Oh, did I mention that Notre Dame proceeded to pull out a 12-6 win that day? Oh, maybe you knew that story, because it became the centerpiece of Knute Rockne, All-American, starring Pat O’Brien and Ronald Reagan, in a signature role that gave him his nickname: “The Gipper.”
For a fascinating discussion of how Reagan landed this role, please see this marvelous post from “The Strange Death of Liberal America.” My progressive readers should relax – the author is liberal. I think he came up with this title when he was on the brink of suicidal despair a few years ago.
I thought that this was also his Secret Service codename, but I was wrong. Actually, it was “Rawhide,” which makes sense of a sort, given his Western roles.

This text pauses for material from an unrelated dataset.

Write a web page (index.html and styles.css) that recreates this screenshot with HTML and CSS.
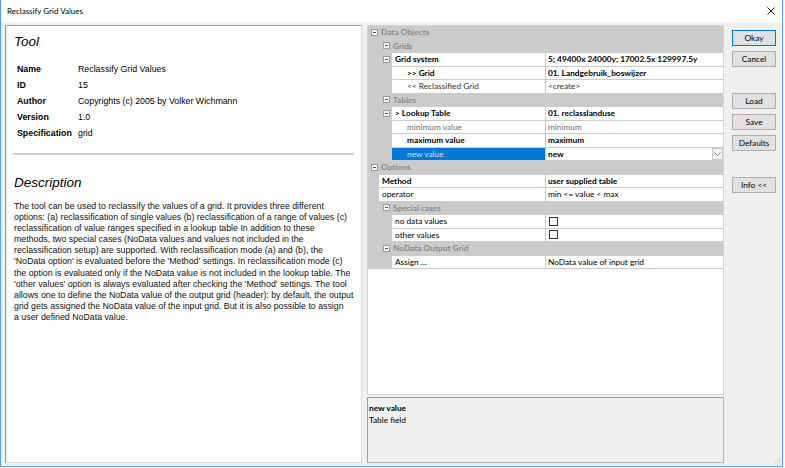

Jimmy Carter’s might have been even more appropriate—“Deacon.” The one I like best, though, was JFK’s: “Lancer.” It reminds me of the TV Western of the Sixties. No, Kennedy is the last guy I can imagine in a saddle, but there was something about him—dashing and unafraid of danger—that has some of the quality of the West.
Anyway, you can see why I tend to regard this little anecdote about the Gipper as a stretch of the imagination, right? But in a way, it’s appropriate that Reagan should latch onto it. Literal fact was less important to him than symbolic truth.
Sometimes politicians, like coaches, have to get people to believe in things that contradict reality, to find something inside themselves they never knew existed. If you’re lucky, as Reagan turned out to be so often, people forgive you. If not, they blame you for deceiving them.
That’s why Al Davis of pro football’s Raiders keeps saying, “Just win, baby.” So did Rockne. So did The Gipper—the real-life player and the actor who portrayed him.
Oh, did I mention that my alma mater, Columbia University, almost hired Rockne away from Notre Dame, at a salary $15,000 more than he was making—a lot in those days? News of the agreement caused such a stink, however, that the coach eventually backed out of it.
After hearing about this, I’ve tried hard not to think about how the tradition of football at my school—which might best be summed up as “first in war, first in peace, last in the Ivy League”—could have all been different if this signing had taken place.)